Multiple Intelligences and How We Can Use It to Raise Our Children Up in the Fear and Admonition of the Lord

Train up a child in the way he should go; even when he is old he will not depart from it. ~Proverbs 22:6

Surely we all agree on the ends, but how are we to discover the means of fulfilling this biblical command?  How do we train up our children?  Is there a sure-fire, cookie-cutter method we can use?  Or are differentiated methods based on talents, abilities and tendencies necessary to achieve the optimal outcomes in our children’s lives?

We are commanded by God through the Scriptures to train our children in such a way that when they are older they will not depart from God’s path.  The purpose of this post is to show that there is needed diversity and variety in the ways of raising our children.  We can best train them, by utilizing, not ignoring their internal hard-wiring.

I am not referring to utilizing their original sin nature; for we are to train them in the way that we hope for them to operate after having been regenerated by the Savior.  Matthew Henry says as such in his commentary:

Train children, not in the way they would go, that of their corrupt hearts, but in the way they should go; in which, if you love them, you would have them go. As soon as possible every child should be led to the knowledge of the Savior.

We should seek to train up our children in all sorts of ways; especially in ways that they learn best.  Deuteronomy 6:7 speaks in a proverbial way of coming at this task from all angles:

You shall teach them diligently to your children, and shall talk of them when you sit in your house, and when you walk by the way, and when you lie down, and when you rise. ~Dueteronomy 6:7

The theory of multiple intelligences, developed in 1983 by Dr. Howard Gardner, and long-known in the educational realm, has profound relevance in the area of training our children in the way of the Lord. Multiple intelligences are not new, having existed as long as mankind; but our understanding of them has improved.

For an explanation of Multiple Intelligences, I would like to use Thomas Armstrong’s article on Multiple Intelligences.  Here are some appropriate excerpts:

“The theory of multiple intelligences was developed in 1983 by Dr. Howard Gardner, professor of education at
Harvard University. It suggests that the traditional notion of intelligence, based on I.Q. testing, is far too limited. Instead, Dr. Gardner proposes eight different intelligences to account for a broader range of human potential in children and adults. These intelligences are:

  • Linguistic intelligence (“word smart”)
  • Logical-mathematical intelligence (“number/reasoning smart”)
  • Spacial intelligence (“picture smart”)
  • Bodily-Kinesthetic intelligence (“body smart”)
  • Musical intelligence (“music smart”)
  • Interpersonal intelligence (“people smart”)
  • Intrapersonal intelligence (“self-smart”)
  • Naturalist intelligence (“nature smart”)
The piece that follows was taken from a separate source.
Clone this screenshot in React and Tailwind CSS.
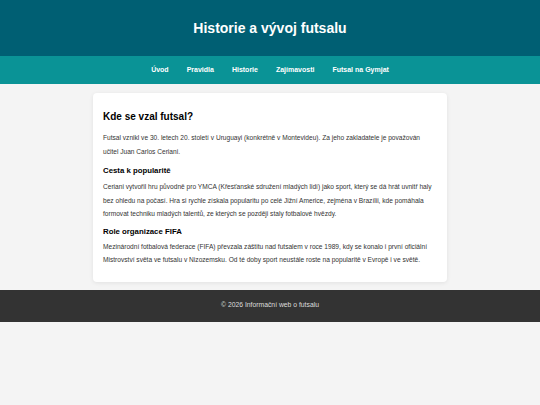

Dr. Gardner says that our schools and culture focus most of their attention on linguistic and logical-mathematical intelligence.”

“For example, if you’re teaching or learning about the law of supply and demand in economics, you might read about it (linguistic), study mathematical formulas that express it (logical-mathematical), examine a graphic chart that illustrates the principle (spatial), observe the law in the natural world (naturalist) or in the human world of commerce (interpersonal); examine the law in terms of your own body [e.g. when you supply your body with lots of food, the hunger demand goes down; when there’s very little supply, your stomach’s demand for food goes way up and you get hungry] (bodily-kinesthetic and intrapersonal); and/or write a song (or find an existing song) that demonstrates the law (perhaps Dylan’s “Too Much of Nothing?”).”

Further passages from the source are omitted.